Théodore Monod : le savant amoureux du désert
 

Naturaliste voyageur à la manière des encyclopédistes du XVIIIe siècle, grand connaisseur de l’Afrique saharienne, Théodore Monod est mort le 22 novembre 2000 à l’âge de quatre-vingt-dix-huit ans. Pour la communauté scientifique internationale, ce fut un grand savant. Pour le public, un humaniste généreux

L’Afrique saharienne fut son « diocèse ». Ce fils et petits-fils de pasteur, qui envisagea lui-même de se lancer dans la théologie, considérait en effet le Sahara comme sa cathédrale, et les hommes du désert comme ses paroissiens.

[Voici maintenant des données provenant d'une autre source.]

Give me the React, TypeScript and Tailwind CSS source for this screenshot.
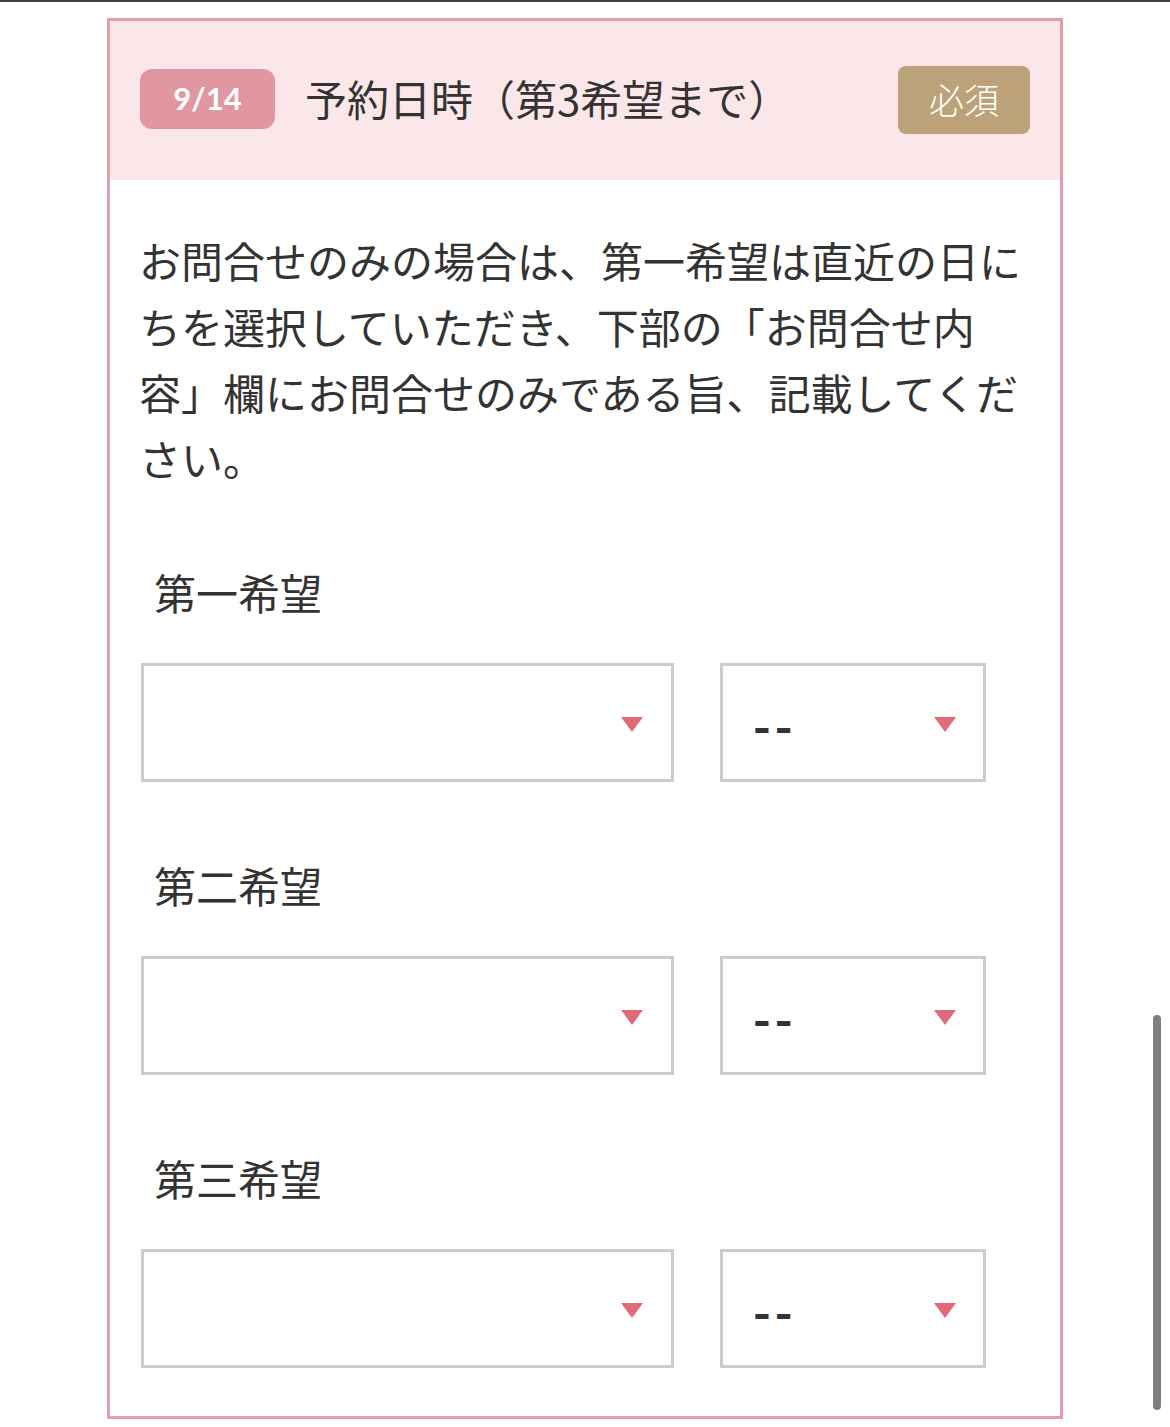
import React from "react";

const jp = { fontFamily: '"Noto Sans CJK JP", "Noto Sans", sans-serif' } as React.CSSProperties;

interface DateSelectRowProps {
	label: string;
}

const Arrow = () => (
	<svg className="mt-[3px] h-[15px] w-[22px]" viewBox="0 0 22 15">
		<polygon fill="#e06a78" points="0,0 22,0 11,15" />
	</svg>
);

const DateSelectRow = ({ label }: DateSelectRowProps) => (
	<div className="flex flex-col">
		<div className="pl-[13px] text-[42px] leading-[54px] text-[#333]">{label}</div>
		<div className="mt-[44px] flex gap-[46px]">
			<div className="flex h-[119px] w-[533px] items-center justify-end border-[3px] border-[#cccccc] bg-white pr-[28px]">
				<Arrow />
			</div>
			<div className="flex h-[119px] w-[266px] items-center justify-between border-[3px] border-[#cccccc] bg-white pl-[30px] pr-[27px]">
				<span className="mt-[1px] text-[48px] font-bold leading-none tracking-[4px] text-[#333]">--</span>
				<Arrow />
			</div>
		</div>
	</div>
);

export default function App() {
	return (
		<div className="relative min-h-[1427px] w-[1170px] overflow-hidden bg-white" style={jp}>
			<div className="h-[2px] bg-[#3b4148]" />
			<div className="pl-[107px] pt-[16px]">
				<div className="w-[956px] border-[3px] border-[#e1a0a9]">
					<div className="flex h-[159px] items-center bg-[#fbe7ea] pb-[4px] pl-[30px] pr-[30px]">
						<div
							className="flex h-[60px] w-[135px] items-center justify-center rounded-[12px] bg-[#e1979f] text-[31px] font-bold text-white"
							style={{ fontFamily: '"Lato", "Open Sans", sans-serif' }}
						>
							9/14
						</div>
						<div className="-mt-[2px] ml-[30px] text-[42px] text-[#333]">予約日時（第3希望まで）</div>
						<div className="grow" />
						<div className="mt-[2px] flex h-[68px] w-[132px] items-center justify-center rounded-[8px] bg-[#bca278] text-[35px] font-light text-white">
							必須
						</div>
					</div>
					<div className="pb-[48px] pl-[31px] pr-[28px] pt-[47px]">
						<p className="-ml-[2px] text-[42px] leading-[66px] text-[#333]">
							お問合せのみの場合は、第一希望は直近の日にちを選択していただき、下部の「お問合せ内容」欄にお問合せのみである旨、記載してください。
						</p>
						<div className="mt-[74px] flex flex-col gap-[76px]">
							<DateSelectRow label="第一希望" />
							<DateSelectRow label="第二希望" />
							<DateSelectRow label="第三希望" />
						</div>
					</div>
				</div>
			</div>
			<div className="absolute left-[1153px] top-[1015px] h-[395px] w-[8px] rounded-full bg-[#7f7f7f]" />
		</div>
	);
}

En fait, Théodore Monod fut toujours curieux de tout, depuis sa plus tendre enfance, d’abord à Rouen, puis à Paris. Poissons, insectes, fossiles, étoiles, qu’importe : il observait avec passion ce que la nature mettait à sa portée. Et il dévorait les livres qui décrivaient ce qu’il ne pouvait voir ni toucher, se promettant bien d’y aller voir un jour.

L’insatiable curiosité des choses de la nature débouche forcément sur le voyage. L’enfant Théodore, lorsqu’il parcourt la France en famille, rapporte des spécimens et surtout des notes sur ce qu’il a pu observer. Adolescent, il rêve de voyages lointains et se repaît de récits d’explorateurs. Il se voit volontiers arpenter le Tibet, ce toit du monde où les hommes, pense-t-il, sont plus proches de Dieu.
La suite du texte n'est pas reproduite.